[Entries with page source code]
+++++
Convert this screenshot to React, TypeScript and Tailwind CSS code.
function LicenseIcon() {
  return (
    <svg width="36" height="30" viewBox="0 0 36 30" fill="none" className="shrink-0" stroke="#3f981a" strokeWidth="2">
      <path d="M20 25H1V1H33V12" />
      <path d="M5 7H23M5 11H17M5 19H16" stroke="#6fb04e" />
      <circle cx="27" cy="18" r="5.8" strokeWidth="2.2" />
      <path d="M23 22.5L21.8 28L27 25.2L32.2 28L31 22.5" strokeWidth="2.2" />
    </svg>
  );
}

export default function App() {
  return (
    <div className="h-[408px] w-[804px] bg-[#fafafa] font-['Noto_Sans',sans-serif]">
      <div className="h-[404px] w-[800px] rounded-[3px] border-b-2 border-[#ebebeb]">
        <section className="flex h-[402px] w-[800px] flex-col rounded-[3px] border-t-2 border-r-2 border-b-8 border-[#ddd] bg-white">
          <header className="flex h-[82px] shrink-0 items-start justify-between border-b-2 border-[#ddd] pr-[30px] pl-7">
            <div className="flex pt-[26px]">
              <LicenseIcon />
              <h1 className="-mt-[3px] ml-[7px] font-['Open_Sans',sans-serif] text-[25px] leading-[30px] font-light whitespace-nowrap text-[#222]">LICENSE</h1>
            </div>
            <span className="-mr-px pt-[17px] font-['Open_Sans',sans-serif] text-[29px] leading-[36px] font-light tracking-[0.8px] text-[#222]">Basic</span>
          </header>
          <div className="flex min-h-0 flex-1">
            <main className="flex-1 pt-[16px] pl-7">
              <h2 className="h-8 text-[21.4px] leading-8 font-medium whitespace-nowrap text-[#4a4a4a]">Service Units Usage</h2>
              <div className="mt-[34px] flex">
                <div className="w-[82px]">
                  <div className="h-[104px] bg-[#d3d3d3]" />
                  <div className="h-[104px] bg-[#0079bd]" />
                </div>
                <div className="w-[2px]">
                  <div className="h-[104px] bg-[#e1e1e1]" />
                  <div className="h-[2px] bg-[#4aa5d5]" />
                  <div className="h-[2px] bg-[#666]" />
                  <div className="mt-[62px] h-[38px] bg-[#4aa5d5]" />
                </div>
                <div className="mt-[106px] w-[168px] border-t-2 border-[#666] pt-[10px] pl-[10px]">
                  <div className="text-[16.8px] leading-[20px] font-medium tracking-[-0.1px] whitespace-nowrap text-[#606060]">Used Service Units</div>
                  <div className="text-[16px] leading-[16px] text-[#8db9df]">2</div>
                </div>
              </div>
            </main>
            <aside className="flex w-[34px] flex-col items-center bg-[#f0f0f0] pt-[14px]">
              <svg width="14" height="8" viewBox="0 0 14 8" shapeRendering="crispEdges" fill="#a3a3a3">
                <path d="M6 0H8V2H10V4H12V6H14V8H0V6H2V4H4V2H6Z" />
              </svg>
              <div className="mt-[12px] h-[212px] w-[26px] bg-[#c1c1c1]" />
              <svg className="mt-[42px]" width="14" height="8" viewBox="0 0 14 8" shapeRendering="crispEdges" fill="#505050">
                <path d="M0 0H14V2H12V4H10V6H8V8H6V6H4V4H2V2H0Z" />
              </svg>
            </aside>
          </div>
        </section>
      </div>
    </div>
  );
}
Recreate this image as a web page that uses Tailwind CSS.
+++++
__What you have to do__: Which lines above contain the word "this"? Copy each of them.

__Reply to the exercise__:
Convert this screenshot to React, TypeScript and Tailwind CSS code.
Recreate this image as a web page that uses Tailwind CSS.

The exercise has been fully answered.